The only Bach recording Bauer made was of his own – not Myra Hess’s – arrangement of Jesu, Joy of Man’s Desiring and this does mean that the roll of the Chromatic Fantasia and Fugue, made around 1929, is of value and importance; so too Liszt’s Paganini Etude. Bauer wasn’t much known as a Liszt player and flashy repertoire didn’t feature much in his programmes. In fact apart from Un sospiro and Waldesrauschen he left no Liszt recordings. There isn’t much Chopin either; he was more a Schumann man it would seem, though it does seem a low haul for a poetic musician such as Bauer. He did record the A flat major Impromptu, the Fantasie-Impromptu in C sharp minor and the Berceuse in D flat but nothing else. Fortunately the rolls augment this, however fallibly, with a Polonaise, an Etude and the complete B minor Sonata. This is the single most important aspect of this disc, given that he didn’t have many opportunities to record big works, and had none to record concertos.

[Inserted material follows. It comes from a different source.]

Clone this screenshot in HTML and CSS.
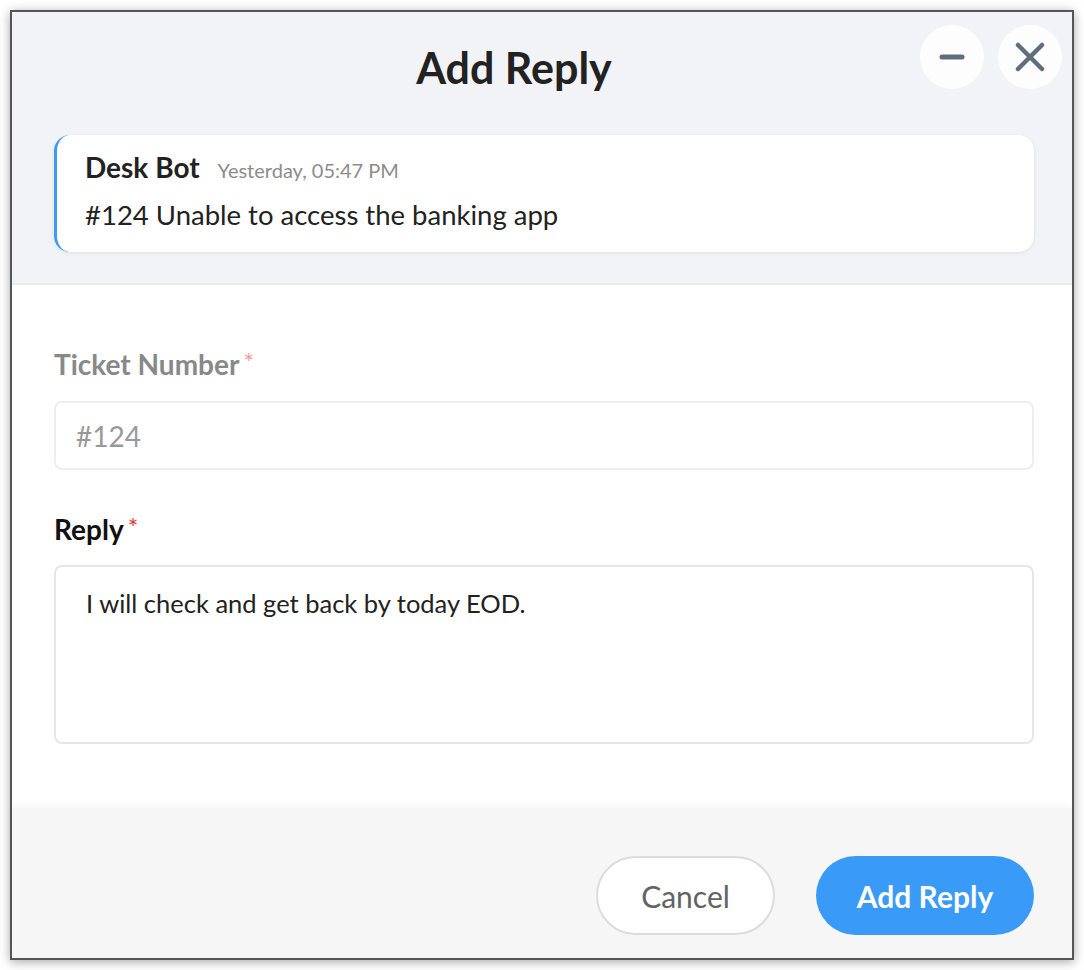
FILE: index.html
```html
<!DOCTYPE html>
<html>
<head>
<meta charset="utf-8">
<title>Add Reply</title>
<link rel="stylesheet" href="styles.css">
</head>
<body>
<div class="window">
  <header class="header">
    <div class="header-row">
      <h1 class="title">Add Reply</h1>
      <div class="win-actions">
        <button class="circle-btn" aria-label="Minimize">
          <svg width="30" height="30" viewBox="0 0 30 30"><line x1="5" y1="15" x2="25" y2="15" stroke="#5f6e7d" stroke-width="5" stroke-linecap="round"/></svg>
        </button>
        <button class="circle-btn" aria-label="Close">
          <svg width="32" height="32" viewBox="0 0 32 32"><path d="M4 4 L28 28 M28 4 L4 28" stroke="#5f6e7d" stroke-width="4.5" stroke-linecap="round" fill="none"/></svg>
        </button>
      </div>
    </div>
    <div class="msg-card">
      <div class="msg-head"><span class="msg-name">Desk Bot</span><span class="msg-time">Yesterday, 05:47 PM</span></div>
      <div class="msg-text">#124 Unable to access the banking app</div>
    </div>
  </header>
  <main class="form-body">
    <label class="field-label muted">Ticket Number<span class="req light">*</span></label>
    <input class="text-input" type="text" value="#124" disabled>
    <label class="field-label strong second">Reply<span class="req">*</span></label>
    <textarea class="text-area">I will check and get back by today EOD.</textarea>
  </main>
  <footer class="footer">
    <button class="btn btn-cancel">Cancel</button>
    <button class="btn btn-primary">Add Reply</button>
  </footer>
</div>
</body>
</html>
```

FILE: styles.css
```css
* { box-sizing: border-box; }
html, body { margin: 0; padding: 0; background: #ffffff; }
body { font-family: Lato, "Noto Sans", sans-serif; color: #222; }

.window {
  margin: 10px;
  width: 1064px;
  height: 950px;
  border: 2px solid #555;
  box-shadow: 0 2px 10px rgba(0,0,0,0.35);
  display: flex;
  flex-direction: column;
  overflow: hidden;
  background: #fff;
}

.header {
  flex: none;
  height: 273px;
  background: #f2f3f7;
  padding: 13px 0 0 0;
  border-bottom: 2px solid #e8e9ed;
}
.header-row {
  display: flex;
  align-items: flex-start;
  height: 67px;
  padding-right: 10px;
}
.title {
  flex: 1;
  margin: 19px 0 0 0;
  padding-left: 96px;
  text-align: center;
  font-size: 43px;
  line-height: 48px;
  font-weight: 700;
  color: #222;
}
.win-actions { display: flex; gap: 14px; }
.circle-btn {
  width: 64px;
  height: 64px;
  border-radius: 50%;
  border: none;
  background: #fdfdfd;
  display: flex;
  align-items: center;
  justify-content: center;
  padding: 0;
}

.msg-card {
  margin: 43px 38px 0 42px;
  height: 117px;
  background: #fff;
  border-radius: 16px;
  border-left: 3px solid #3d9bf3;
  box-shadow: 0 1px 4px rgba(0,0,0,0.08);
  padding: 16px 20px 0 28px;
}
.msg-head { display: flex; align-items: baseline; height: 32px; line-height: 32px; }
.msg-name { font-size: 28px; font-weight: 700; color: #222; }
.msg-time { font-size: 20px; color: #8c8c8c; margin-left: 18px; }
.msg-text { margin-top: 16px; font-size: 27.5px; line-height: 32px; color: #222; }

.form-body {
  flex: none;
  height: 523px;
  display: flex;
  flex-direction: column;
  padding: 63px 38px 0 42px;
}
.field-label {
  font-size: 28px;
  line-height: 32px;
  height: 32px;
  font-weight: 700;
}
.field-label.muted { color: #888; }
.field-label.strong { color: #111; }
.field-label.second { margin-top: 43px; }
.req { font-size: 25px; line-height: 0; color: #e53935; margin-left: 4px; vertical-align: 3px; font-weight: 400; }
.req.light { color: #f29a9a; }

.text-input {
  margin-top: 21px;
  height: 69px;
  flex: none;
  border: 2px solid #eeeeee;
  border-radius: 8px;
  background: #fff;
  padding: 0 20px;
  font-family: inherit;
  font-size: 28px;
  color: #999;
  outline: none;
}
.text-input:disabled { background: #fff; color: #999; -webkit-text-fill-color: #999; opacity: 1; }
.text-area {
  margin-top: 20px;
  height: 179px;
  flex: none;
  border: 2px solid #e6e6e6;
  border-radius: 8px;
  padding: 20px 30px;
  font-family: inherit;
  font-size: 25.5px;
  line-height: 32px;
  color: #222;
  resize: none;
  outline: none;
  overflow: hidden;
}

.footer {
  flex: none;
  height: 150px;
  background: #f6f6f6;
  box-shadow: 0 -3px 8px rgba(0,0,0,0.035);
  display: flex;
  justify-content: flex-end;
  align-items: flex-start;
  gap: 41px;
  padding: 48px 38px 0 0;
}
.btn {
  height: 79px;
  border-radius: 40px;
  font-family: inherit;
  font-size: 30px;
  padding: 0;
}
.btn-cancel {
  width: 179px;
  background: #fff;
  border: 2px solid #dcdcdc;
  color: #636363;
}
.btn-primary {
  width: 218px;
  background: #399bf7;
  border: none;
  color: #fff;
  font-weight: 700;
}
```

His large-scale studio undertakings were the Moonlight sonata for Victor in 1927, Schumann’s Fantasiestücke for HMV in 1935, and his famous Brahms’s Third Sonata set for Schirmer in 1939. With notable reservations one can cite this Chopin roll too.

This disc augments Bauer’s discography therefore, albeit tentatively. His disc recordings have been issued in one three CD set on APR7302 and they are highly recommended by me – certainly for the Brahms, the Schumann and Grieg, and the numerous smaller pieces, all played with poetry and lovely tone.